Adapter-director Green, whose earlier self-written works include the poetically charged "George Washington," rightly sensed an almost suffocatingly dour project in the making with "Snow Angels." He took care of the problem beautifully. Arthur is a nice, quiet kid in crisis, forced to adapt to a slippery home life, then a tragedy. But "Snow Angels" finds just enough time and room to focus on Arthur's budding romance with a wonderful nerd with a box camera, a newly transferred student played by Olivia Thirlby. (She was Ellen Page's best pal in "Juno.") There's so much life and charm and magic in this story line that a few scenes add up to one of the most authentic and sweet teen romances I can recall seeing on screen in years.

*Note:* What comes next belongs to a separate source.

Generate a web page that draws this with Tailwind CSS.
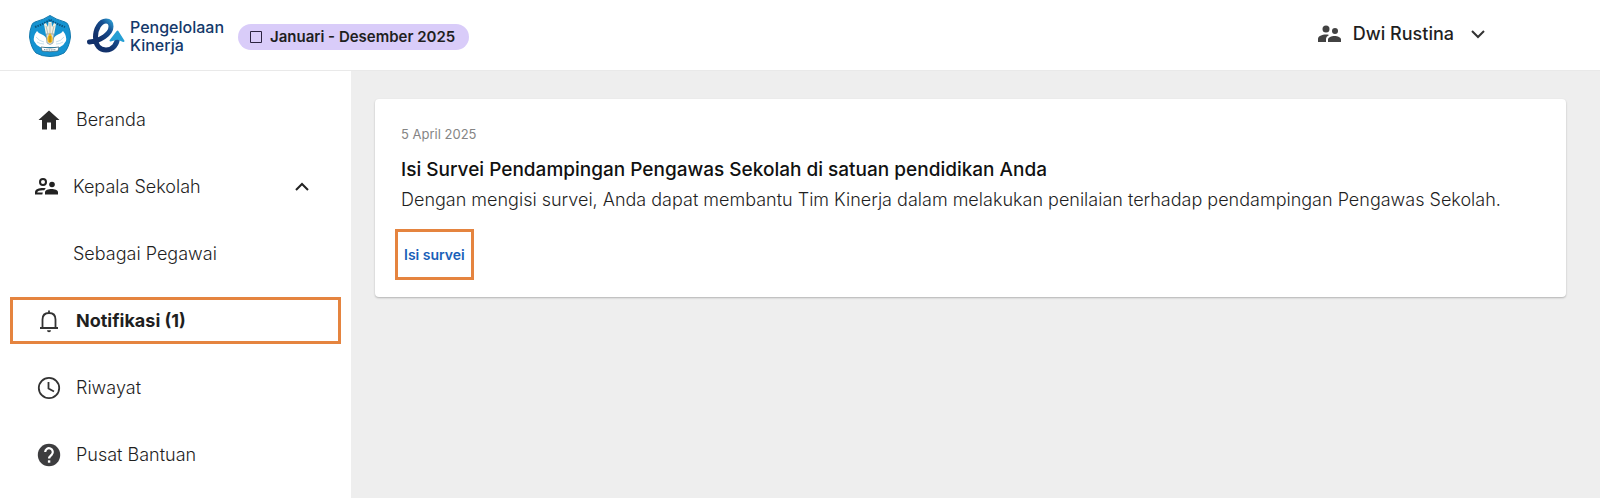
<!DOCTYPE html>
<html lang="id">
<head>
    <meta charset="UTF-8">
    <meta name="viewport" content="width=device-width, initial-scale=1.0">
    <title>Pengelolaan Kinerja - Notifikasi</title>
    <script src="https://cdn.jsdelivr.net/npm/@tailwindcss/browser@4"></script>
</head>
<body class="flex min-h-screen flex-col bg-[#eeeeee] font-['Inter',sans-serif] text-[#1f1f1f]">

    <!-- Header -->
    <header class="z-10 flex items-center justify-between border-b border-[#e9e9e9] bg-white pt-3.5 pr-[110px] pb-3 pl-7">
        <div class="flex items-center">
            <a href="#" class="flex items-center" aria-label="Pengelolaan Kinerja">
                <svg class="size-11" viewBox="0 0 44 44" aria-hidden="true">
                    <path d="M22 1.5 Q28 5.500 37 8 Q40 9 40.500 12 Q42.500 17 42.500 23 Q41 34 36 39 Q30 42.500 22 42.500 Q14 42.500 8 39 Q3 34 1.500 23 Q1.500 17 3.500 12 Q4 9 7 8 Q16 5.500 22 1.500Z" fill="#1593d1" stroke="#1479ad" stroke-width="1"/>
                    <path d="M7 13 Q16 10 22 5.500 Q28 10 37 13" fill="none" stroke="#0c5580" stroke-width="2" stroke-dasharray="1.500 1"/>
                    <path d="M9 17 Q11 20 14 20.500 Q18 22 19 26 L22 29 L25 26 Q26 22 30 20.500 Q33 20 35 17 Q39 22 38 27 Q36 31 32 33 Q30 34 28 33 L16 33 Q14 34 12 33 Q8 31 6 27 Q5 22 9 17Z" fill="#fff"/>
                    <path d="M8 23 Q11 27 16 28 M9 28 Q12 30 16 30 M36 23 Q33 27 28 28 M35 28 Q32 30 28 30" fill="none" stroke="#b5d5e5" stroke-width=".8"/>
                    <path d="M16 10 L18 9 L20 13 L20.500 8 H23.500 L24 13 L26 9 L28 10 L26 21 H18Z" fill="#f4f0df"/>
                    <path d="M18 12 L20 20 M22 9 V20 M26 12 L24 20" stroke="#8c9c9c" stroke-width=".6"/>
                    <path d="M18 20 H26 L25 29 Q22 32 19 29Z" fill="#d7dfdd" stroke="#6e8790" stroke-width=".6"/>
                    <path d="M22 19 Q26 24 24 28 Q22 30 20 28 Q18 24 22 19Z" fill="#f2b91d"/>
                    <path d="M22 22 V28" stroke="#8d6410" stroke-width=".8"/>
                    <path d="M13 33 Q22 35 31 33 L30 37 Q22 38.500 14 37Z" fill="#fff" stroke="#315b70" stroke-width=".7"/>
                    <path d="M16 35.500 Q22 36.500 28 35.500" fill="none" stroke="#526f7a" stroke-width="1" stroke-dasharray="1 .7"/>
                </svg>
                <svg class="ml-3.5 h-10 w-11" viewBox="0 0 44 40" fill="none" aria-hidden="true">
                    <defs>
                        <linearGradient id="arrow" x1="20" y1="30" x2="38" y2="14" gradientUnits="userSpaceOnUse">
                            <stop stop-color="#12316b"/>
                            <stop offset=".55" stop-color="#164f91"/>
                            <stop offset="1" stop-color="#35b6e8"/>
                        </linearGradient>
                    </defs>
                    <path d="M3.500 26 C14 25 25 18 25 10.500 C25 6.500 23 5 20 5 C14 5 9.500 13 9.500 21 C9.500 30 14 34 20 34 C27 34 31.500 28 31.500 21" stroke="url(#arrow)" stroke-width="5" stroke-linecap="round"/>
                    <path d="M31.500 15.500 L37.500 25 L31.500 22.500 L24.500 24.500Z" fill="#269fd4" stroke="#269fd4" stroke-width="2" stroke-linejoin="round"/>
                </svg>
                <span class="text-base leading-[18px] font-medium text-[#14396b]">Pengelolaan<br>Kinerja</span>
            </a>
            <span class="mt-0.5 ml-3.5 flex items-center gap-2 rounded-full bg-[#d9ccf9] py-px pr-3.5 pl-3 text-[15px] leading-6 font-semibold">
                <svg class="size-3" viewBox="0 0 12 12" fill="none" stroke="#2b2340" aria-hidden="true"><path d="M.5.5h11v11H.5z"/></svg>
                Januari - Desember 2025
            </span>
        </div>
        <button type="button" class="mb-1 flex items-center gap-3 text-lg leading-6 font-medium">
            <svg class="h-6 w-6" viewBox="0 0 24 24" fill="#424242" aria-hidden="true">
                <circle cx="9" cy="7" r="3.500"/><circle cx="18" cy="9" r="3"/>
                <path d="M1 20v-3c0-3 4-4.500 8-4.500 1 0 2 .1 3 .4-2 1.100-3 2.500-3 4.100v3zM11 20v-2.500c0-2.300 3.500-3.500 6.500-3.500s6.500 1.200 6.500 3.500V20z"/>
            </svg>
            Dwi Rustina
            <svg class="size-6" viewBox="0 0 24 24" fill="none" stroke="#333" stroke-width="2" aria-hidden="true"><path d="m6 9 6 6 6-6"/></svg>
        </button>
    </header>

    <div class="flex flex-1">
        <!-- Sidebar -->
        <nav class="w-[351px] shrink-0 bg-white px-2.5 pt-[25px]" aria-label="Menu utama">
            <ul class="flex flex-col gap-5 text-lg leading-6 font-light">
                <li>
                    <a href="#" class="flex h-[47px] items-center gap-[15px] pl-[27px]">
                        <svg class="size-6" viewBox="0 0 24 24" fill="#2b2b2b" aria-hidden="true"><path d="M10 21.500v-7h4v7h5v-9.500h3.500L12 2.500 1.500 12H5v9.500z"/></svg>
                        Beranda
                    </a>
                </li>
                <li>
                    <button type="button" class="flex h-[47px] w-full items-center gap-[15px] pr-[27px] pl-6 text-left" aria-expanded="true">
                        <svg class="size-6" viewBox="0 0 24 24" fill="#222" aria-hidden="true">
                            <circle cx="9" cy="7" r="3" fill="none" stroke="#222" stroke-width="2"/><circle cx="18" cy="9.500" r="2.800"/>
                            <path d="M1 19.500v-2.200c0-3 4-4.300 8-4.300 1 0 1.900.1 2.800.3l-1.600 1.900c-3.700-.3-6.700.6-7 2.300h5.600l-.5 2zM11 19.500v-2.200c0-2.200 3.500-3.300 6.500-3.300s6.500 1.100 6.500 3.300v2.200z"/>
                        </svg>
                        Kepala Sekolah
                        <svg class="ml-auto size-6" viewBox="0 0 24 24" fill="none" stroke="#222" stroke-width="2" aria-hidden="true"><path d="m6 15 6-6 6 6"/></svg>
                    </button>
                </li>
                <li>
                    <a href="#" class="flex h-[47px] items-center pl-[63px]">Sebagai Pegawai</a>
                </li>
                <li>
                    <a href="#" class="flex h-[47px] items-center gap-[15px] border-3 border-[#e5843f] pl-6 font-bold" aria-current="page">
                        <svg class="size-6" viewBox="0 0 24 24" fill="none" stroke="#333" stroke-width="1.800" aria-hidden="true">
                            <path d="M3 19h18M5.500 19v-8.500C5.500 6.500 8 4 12 4s6.500 2.500 6.500 6.500V19M12 4V1.500"/><path d="M10 21.200a2 2 0 0 0 4 0z" fill="#333" stroke="none"/>
                        </svg>
                        Notifikasi (1)
                    </a>
                </li>
                <li>
                    <a href="#" class="flex h-[47px] items-center gap-[15px] pl-[27px]">
                        <svg class="size-6" viewBox="0 0 24 24" fill="none" stroke="#333" stroke-width="1.800" aria-hidden="true"><circle cx="12" cy="12" r="10.200"/><path d="M11.500 6v6.500l5.500 3"/></svg>
                        Riwayat
                    </a>
                </li>
                <li>
                    <a href="#" class="flex h-[47px] items-center gap-[15px] pl-[27px]">
                        <svg class="size-6" viewBox="0 0 24 24" fill="none" aria-hidden="true">
                            <circle cx="12" cy="12" r="11.200" fill="#3d3d3f"/>
                            <path d="M8.200 9a3.800 3.800 0 1 1 6.600 2.600c-1.400 1.300-2.700 1.900-2.700 4" stroke="#fff" stroke-width="2.200"/><path d="M10.900 17.300h2.400v2.400h-2.400z" fill="#fff"/>
                        </svg>
                        Pusat Bantuan
                    </a>
                </li>
            </ul>
        </nav>

        <!-- Notifications -->
        <main class="flex-1 pt-7 pr-[34px] pl-6">
            <article class="rounded-sm bg-white px-[26px] pt-6 pb-[17px] shadow-[0_1px_2px_rgba(0,0,0,0.25)]">
                <time datetime="2025-04-05" class="block text-[13px] leading-[22px] text-[#858585]">5 April 2025</time>
                <h1 class="mt-2.5 text-[19px] leading-[30px] font-medium text-[#111]">Isi Survei Pendampingan Pengawas Sekolah di satuan pendidikan Anda</h1>
                <p class="text-lg leading-[30px] font-light">Dengan mengisi survei, Anda dapat membantu Tim Kinerja dalam melakukan penilaian terhadap pendampingan Pengawas Sekolah.</p>
                <a href="#" class="mt-3.5 -ml-1.5 inline-flex h-[51px] items-center border-3 border-[#e5843f] px-1.5 text-sm font-semibold text-[#1a5fb8]">Isi survei</a>
            </article>
        </main>
    </div>

</body>
</html>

If it weren't in there, "Snow Angels" might be simply a worthy but difficult effort. As is, the film carries the stealth impact of a great short story. Even with the arguable miscasting of Beckinsale - she has to work a little harder than some of her cohorts at playing a small-town working-class character - each performance is just right. I don't understand the critics who find "Snow Angels" to be the most depressing thing since the last election, or a peculiar, unstable mixture of tones. Green and company know where they're going in every scene, and every scene exists at a vivid intersection between the neatness of fiction and the emotional stuff of life.